## [EXERCISE PROMPT]
Only lines holding the word "index" should be copied from the material.

======== SUPPLIED INFORMATION ========

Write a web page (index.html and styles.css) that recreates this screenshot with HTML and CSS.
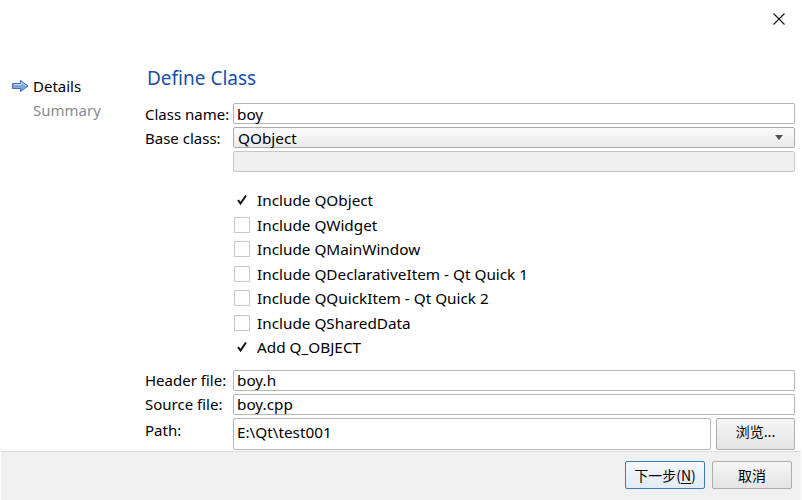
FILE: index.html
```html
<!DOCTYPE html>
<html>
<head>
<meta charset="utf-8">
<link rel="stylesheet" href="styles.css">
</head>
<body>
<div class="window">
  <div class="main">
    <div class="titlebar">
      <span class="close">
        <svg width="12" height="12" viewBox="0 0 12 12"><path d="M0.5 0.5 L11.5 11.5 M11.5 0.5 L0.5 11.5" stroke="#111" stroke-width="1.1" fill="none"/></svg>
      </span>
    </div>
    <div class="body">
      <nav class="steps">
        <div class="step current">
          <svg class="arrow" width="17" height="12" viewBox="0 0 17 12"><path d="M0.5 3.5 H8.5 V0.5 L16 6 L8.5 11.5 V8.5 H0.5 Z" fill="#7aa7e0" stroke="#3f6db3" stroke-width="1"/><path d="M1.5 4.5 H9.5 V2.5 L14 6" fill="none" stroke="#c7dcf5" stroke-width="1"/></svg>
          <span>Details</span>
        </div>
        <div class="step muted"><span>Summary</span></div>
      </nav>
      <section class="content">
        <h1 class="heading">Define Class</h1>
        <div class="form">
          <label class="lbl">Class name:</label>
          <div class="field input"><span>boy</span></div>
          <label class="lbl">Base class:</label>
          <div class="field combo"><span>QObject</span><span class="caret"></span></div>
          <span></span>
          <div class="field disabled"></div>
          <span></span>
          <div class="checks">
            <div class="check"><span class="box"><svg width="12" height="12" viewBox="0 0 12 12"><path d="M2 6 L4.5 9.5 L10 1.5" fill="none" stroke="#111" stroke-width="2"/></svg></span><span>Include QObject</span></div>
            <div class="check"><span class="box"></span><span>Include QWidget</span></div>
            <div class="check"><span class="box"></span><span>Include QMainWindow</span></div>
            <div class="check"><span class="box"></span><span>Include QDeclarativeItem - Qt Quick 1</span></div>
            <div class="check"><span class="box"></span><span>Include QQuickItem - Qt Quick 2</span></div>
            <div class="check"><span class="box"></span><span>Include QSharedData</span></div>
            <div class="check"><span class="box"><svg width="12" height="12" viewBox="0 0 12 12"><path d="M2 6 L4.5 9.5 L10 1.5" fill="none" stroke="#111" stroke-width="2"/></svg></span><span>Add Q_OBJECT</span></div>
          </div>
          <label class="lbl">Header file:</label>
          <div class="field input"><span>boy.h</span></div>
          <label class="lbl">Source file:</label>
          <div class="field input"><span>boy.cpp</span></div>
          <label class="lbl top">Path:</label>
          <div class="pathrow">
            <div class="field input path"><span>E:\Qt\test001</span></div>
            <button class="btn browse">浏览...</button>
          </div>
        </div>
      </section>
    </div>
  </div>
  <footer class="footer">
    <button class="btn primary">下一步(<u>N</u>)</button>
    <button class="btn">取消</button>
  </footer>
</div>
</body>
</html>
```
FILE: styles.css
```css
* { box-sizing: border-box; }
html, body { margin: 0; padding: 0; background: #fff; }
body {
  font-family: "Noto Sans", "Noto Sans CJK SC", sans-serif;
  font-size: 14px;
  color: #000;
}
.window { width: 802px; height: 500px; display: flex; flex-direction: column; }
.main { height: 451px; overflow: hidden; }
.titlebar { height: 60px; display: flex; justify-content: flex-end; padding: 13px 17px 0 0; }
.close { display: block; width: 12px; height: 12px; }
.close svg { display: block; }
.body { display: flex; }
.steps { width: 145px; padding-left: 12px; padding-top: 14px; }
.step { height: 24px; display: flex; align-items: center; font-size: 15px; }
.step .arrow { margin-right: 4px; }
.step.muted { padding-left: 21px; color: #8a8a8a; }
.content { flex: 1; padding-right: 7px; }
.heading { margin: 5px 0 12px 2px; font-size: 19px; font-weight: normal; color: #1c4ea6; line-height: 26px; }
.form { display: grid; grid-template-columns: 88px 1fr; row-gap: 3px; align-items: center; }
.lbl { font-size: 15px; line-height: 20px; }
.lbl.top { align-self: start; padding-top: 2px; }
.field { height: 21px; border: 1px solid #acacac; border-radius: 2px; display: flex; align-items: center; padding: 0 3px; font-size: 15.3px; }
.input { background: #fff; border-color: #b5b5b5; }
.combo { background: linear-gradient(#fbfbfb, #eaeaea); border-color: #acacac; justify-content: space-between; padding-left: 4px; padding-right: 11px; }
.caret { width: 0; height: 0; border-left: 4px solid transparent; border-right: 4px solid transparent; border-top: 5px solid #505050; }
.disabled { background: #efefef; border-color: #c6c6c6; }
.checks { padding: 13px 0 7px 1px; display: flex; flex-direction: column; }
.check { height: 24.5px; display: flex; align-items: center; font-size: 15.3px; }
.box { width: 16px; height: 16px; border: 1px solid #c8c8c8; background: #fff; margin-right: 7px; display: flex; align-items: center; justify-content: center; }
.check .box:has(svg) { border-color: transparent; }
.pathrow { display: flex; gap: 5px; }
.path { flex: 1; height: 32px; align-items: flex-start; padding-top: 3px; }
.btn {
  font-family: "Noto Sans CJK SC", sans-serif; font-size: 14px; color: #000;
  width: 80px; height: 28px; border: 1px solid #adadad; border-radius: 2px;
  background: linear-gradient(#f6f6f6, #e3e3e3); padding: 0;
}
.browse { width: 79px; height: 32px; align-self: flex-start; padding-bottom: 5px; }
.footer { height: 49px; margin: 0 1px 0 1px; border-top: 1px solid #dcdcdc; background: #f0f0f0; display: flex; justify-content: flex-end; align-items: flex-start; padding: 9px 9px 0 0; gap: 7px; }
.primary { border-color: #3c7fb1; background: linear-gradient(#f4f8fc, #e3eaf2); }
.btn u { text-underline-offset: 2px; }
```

========

## [ANSWER IN FULL]
Write a web page (index.html and styles.css) that recreates this screenshot with HTML and CSS.
FILE: index.html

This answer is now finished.